* _SOURCE EXCERPT_

__________________________________________________

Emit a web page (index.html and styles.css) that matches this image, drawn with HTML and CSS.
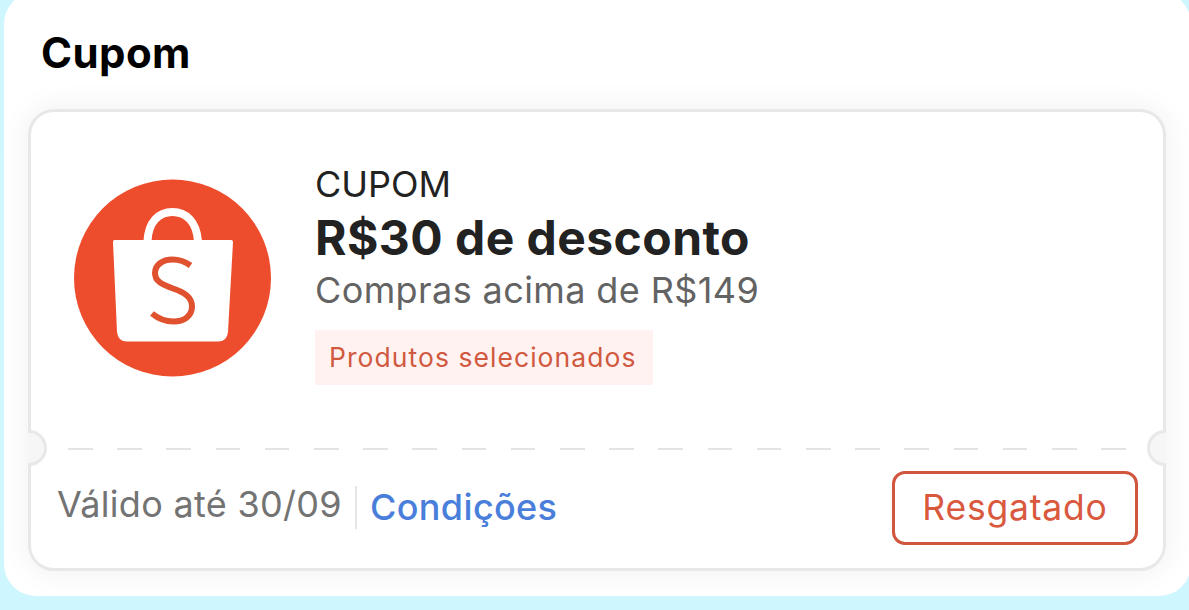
FILE: index.html
```html
<!DOCTYPE html>
<html lang="pt-BR">
<head>
  <meta charset="UTF-8">
  <meta name="viewport" content="width=device-width, initial-scale=1.0">
  <title>Cupom</title>
  <link rel="stylesheet" href="styles.css">
</head>
<body>
  <div class="panel">
    <h2>Cupom</h2>
    <div class="coupon">
      <div class="coupon-body">
        <svg class="logo" viewBox="0 0 198 198">
          <circle cx="98.500" cy="99" r="98.5" fill="#ee4d2d"/>
          <path d="M73.500 62C74.500 43 84.500 33 98.500 33S122.500 43 124 62" fill="none" stroke="#fff" stroke-width="8"/>
          <path d="M40.500 61H157Q159 61 159 63L154 153Q153 162.500 144 162.500H53Q44 162.500 43 153L39 63Q39 61 40.500 61Z" fill="#fff"/>
          <path d="M116.500 86.500C111 82.500 105 80.500 98.500 80.500C88.500 80.500 81 86 81 94C81 102.500 88 105.500 99 109.500C110.500 113.500 118 118 118 127.500C118 137 110 142.500 99.500 142.500C91 142.500 84 139.500 78 134.500" fill="none" stroke="#e0512f" stroke-width="6"/>
        </svg>
        <div class="info">
          <div class="type">CUPOM</div>
          <div class="discount">R$30 de desconto</div>
          <div class="minimum">Compras acima de R$149</div>
          <span class="tag">Produtos selecionados</span>
        </div>
      </div>
      <div class="tear">
        <span class="notch notch-left"></span>
        <span class="notch notch-right"></span>
      </div>
      <div class="coupon-footer">
        <span class="validity">Válido até 30/09</span>
        <a class="terms">Condições</a>
        <button type="button">Resgatado</button>
      </div>
    </div>
  </div>
</body>
</html>
```
FILE: styles.css
```css
* {
  box-sizing: border-box;
}
body {
  margin: 0;
  height: 610px;
  overflow: hidden;
  background-color: #cdf6ff;
  font-family: Inter, "Liberation Sans", sans-serif;
}
.panel {
  width: 1187px;
  height: 604px;
  margin: -8px 0 0 4px;
  padding: 36px 25px 0 24px;
  background-color: #fff;
  border-radius: 32px;
  overflow: hidden;
}
h2 {
  margin: 0 0 31px 13px;
  font-size: 42px;
  line-height: 50px;
  font-weight: 700;
  letter-spacing: 0.4px;
  color: #000;
}
.coupon {
  display: flex;
  flex-direction: column;
  height: 462px;
  background-color: #fff;
  border: 3px solid #e8e8e8;
  border-radius: 26px;
  box-shadow: 0 0 28px 4px rgba(0, 0, 0, 0.05);
}
.coupon-body {
  display: flex;
  height: 336px;
  padding: 49px 0 0 43px;
}
.logo {
  width: 198px;
  height: 198px;
  margin-top: 18px;
}
.info {
  margin-left: 43px;
  white-space: nowrap;
}
.type {
  font-size: 36px;
  line-height: 47px;
  color: #222;
}
.discount {
  font-size: 48px;
  line-height: 60px;
  font-weight: 700;
  letter-spacing: 0.45px;
  color: #222;
}
.minimum {
  font-size: 36px;
  line-height: 44px;
  letter-spacing: 0.4px;
  color: #636363;
}
.tag {
  display: block;
  width: 338px;
  height: 55px;
  margin-top: 18px;
  padding-left: 14px;
  background-color: #fff2f1;
  color: #d0593f;
  font-size: 26.500px;
  line-height: 55px;
  letter-spacing: 1.05px;
}
.tear {
  position: relative;
  height: 2px;
  margin: 0 36px 0 37px;
  background: repeating-linear-gradient(to right, #e3e3e3 0 24.600px, transparent 24.600px 49.200px);
}
/* half circles cut out of the card border */
.notch {
  position: absolute;
  top: -18px;
  width: 19px;
  height: 36px;
  background-color: #f6f6f6;
  border: 3px solid #e8e8e8;
}
.notch-left {
  left: -40px;
  border-left: none;
  border-radius: 0 18px 18px 0;
}
.notch-right {
  right: -39px;
  border-right: none;
  border-radius: 18px 0 0 18px;
}
.coupon-footer {
  display: flex;
  align-items: flex-start;
  padding: 21px 25px 0 26px;
  white-space: nowrap;
}
.validity {
  width: 300px;
  height: 43px;
  margin-top: 15px;
  border-right: 2px solid #e5e5e5;
  color: #737373;
  font-size: 36px;
  line-height: 37px;
  letter-spacing: 0.3px;
}
.terms {
  margin: 15px 0 0 13px;
  color: #4a7edb;
  font-size: 36px;
  line-height: 43px;
  font-weight: 500;
  letter-spacing: 0.35px;
}
button {
  width: 246px;
  height: 74px;
  margin-left: auto;
  padding: 0;
  background-color: #fff;
  border: 3px solid #d0563e;
  border-radius: 13px;
  color: #d9593f;
  font-family: inherit;
  font-size: 35.500px;
  line-height: 68px;
  letter-spacing: 0.8px;
}
```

__________________________________________________

* _PROBLEM TO WORK ON_
Every line is to be duplicated exactly, though pictures stay out.

* _TASK OUTPUT_
Emit a web page (index.html and styles.css) that matches this image, drawn with HTML and CSS.
FILE: index.html
```html
<!DOCTYPE html>
<html lang="pt-BR">
<head>
  <meta charset="UTF-8">
  <meta name="viewport" content="width=device-width, initial-scale=1.0">
  <title>Cupom</title>
  <link rel="stylesheet" href="styles.css">
</head>
<body>
  <div class="panel">
    <h2>Cupom</h2>
    <div class="coupon">
      <div class="coupon-body">
        <svg class="logo" viewBox="0 0 198 198">
          <circle cx="98.500" cy="99" r="98.5" fill="#ee4d2d"/>
          <path d="M73.500 62C74.500 43 84.500 33 98.500 33S122.500 43 124 62" fill="none" stroke="#fff" stroke-width="8"/>
          <path d="M40.500 61H157Q159 61 159 63L154 153Q153 162.500 144 162.500H53Q44 162.500 43 153L39 63Q39 61 40.500 61Z" fill="#fff"/>
          <path d="M116.500 86.500C111 82.500 105 80.500 98.500 80.500C88.500 80.500 81 86 81 94C81 102.500 88 105.500 99 109.500C110.500 113.500 118 118 118 127.500C118 137 110 142.500 99.500 142.500C91 142.500 84 139.500 78 134.500" fill="none" stroke="#e0512f" stroke-width="6"/>
        </svg>
        <div class="info">
          <div class="type">CUPOM</div>
          <div class="discount">R$30 de desconto</div>
          <div class="minimum">Compras acima de R$149</div>
          <span class="tag">Produtos selecionados</span>
        </div>
      </div>
      <div class="tear">
        <span class="notch notch-left"></span>
        <span class="notch notch-right"></span>
      </div>
      <div class="coupon-footer">
        <span class="validity">Válido até 30/09</span>
        <a class="terms">Condições</a>
        <button type="button">Resgatado</button>
      </div>
    </div>
  </div>
</body>
</html>
```
FILE: styles.css
```css
* {
  box-sizing: border-box;
}
body {
  margin: 0;
  height: 610px;
  overflow: hidden;
  background-color: #cdf6ff;
  font-family: Inter, "Liberation Sans", sans-serif;
}
.panel {
  width: 1187px;
  height: 604px;
  margin: -8px 0 0 4px;
  padding: 36px 25px 0 24px;
  background-color: #fff;
  border-radius: 32px;
  overflow: hidden;
}
h2 {
  margin: 0 0 31px 13px;
  font-size: 42px;
  line-height: 50px;
  font-weight: 700;
  letter-spacing: 0.4px;
  color: #000;
}
.coupon {
  display: flex;
  flex-direction: column;
  height: 462px;
  background-color: #fff;
  border: 3px solid #e8e8e8;
  border-radius: 26px;
  box-shadow: 0 0 28px 4px rgba(0, 0, 0, 0.05);
}
.coupon-body {
  display: flex;
  height: 336px;
  padding: 49px 0 0 43px;
}
.logo {
  width: 198px;
  height: 198px;
  margin-top: 18px;
}
.info {
  margin-left: 43px;
  white-space: nowrap;
}
.type {
  font-size: 36px;
  line-height: 47px;
  color: #222;
}
.discount {
  font-size: 48px;
  line-height: 60px;
  font-weight: 700;
  letter-spacing: 0.45px;
  color: #222;
}
.minimum {
  font-size: 36px;
  line-height: 44px;
  letter-spacing: 0.4px;
  color: #636363;
}
.tag {
  display: block;
  width: 338px;
  height: 55px;
  margin-top: 18px;
  padding-left: 14px;
  background-color: #fff2f1;
  color: #d0593f;
  font-size: 26.500px;
  line-height: 55px;
  letter-spacing: 1.05px;
}
.tear {
  position: relative;
  height: 2px;
  margin: 0 36px 0 37px;
  background: repeating-linear-gradient(to right, #e3e3e3 0 24.600px, transparent 24.600px 49.200px);
}
/* half circles cut out of the card border */
.notch {
  position: absolute;
  top: -18px;
  width: 19px;
  height: 36px;
  background-color: #f6f6f6;
  border: 3px solid #e8e8e8;
}
.notch-left {
  left: -40px;
  border-left: none;
  border-radius: 0 18px 18px 0;
}
.notch-right {
  right: -39px;
  border-right: none;
  border-radius: 18px 0 0 18px;
}
.coupon-footer {
  display: flex;
  align-items: flex-start;
  padding: 21px 25px 0 26px;
  white-space: nowrap;
}
.validity {
  width: 300px;
  height: 43px;
  margin-top: 15px;
  border-right: 2px solid #e5e5e5;
  color: #737373;
  font-size: 36px;
  line-height: 37px;
  letter-spacing: 0.3px;
}
.terms {
  margin: 15px 0 0 13px;
  color: #4a7edb;
  font-size: 36px;
  line-height: 43px;
  font-weight: 500;
  letter-spacing: 0.35px;
}
button {
  width: 246px;
  height: 74px;
  margin-left: auto;
  padding: 0;
  background-color: #fff;
  border: 3px solid #d0563e;
  border-radius: 13px;
  color: #d9593f;
  font-family: inherit;
  font-size: 35.500px;
  line-height: 68px;
  letter-spacing: 0.8px;
}
```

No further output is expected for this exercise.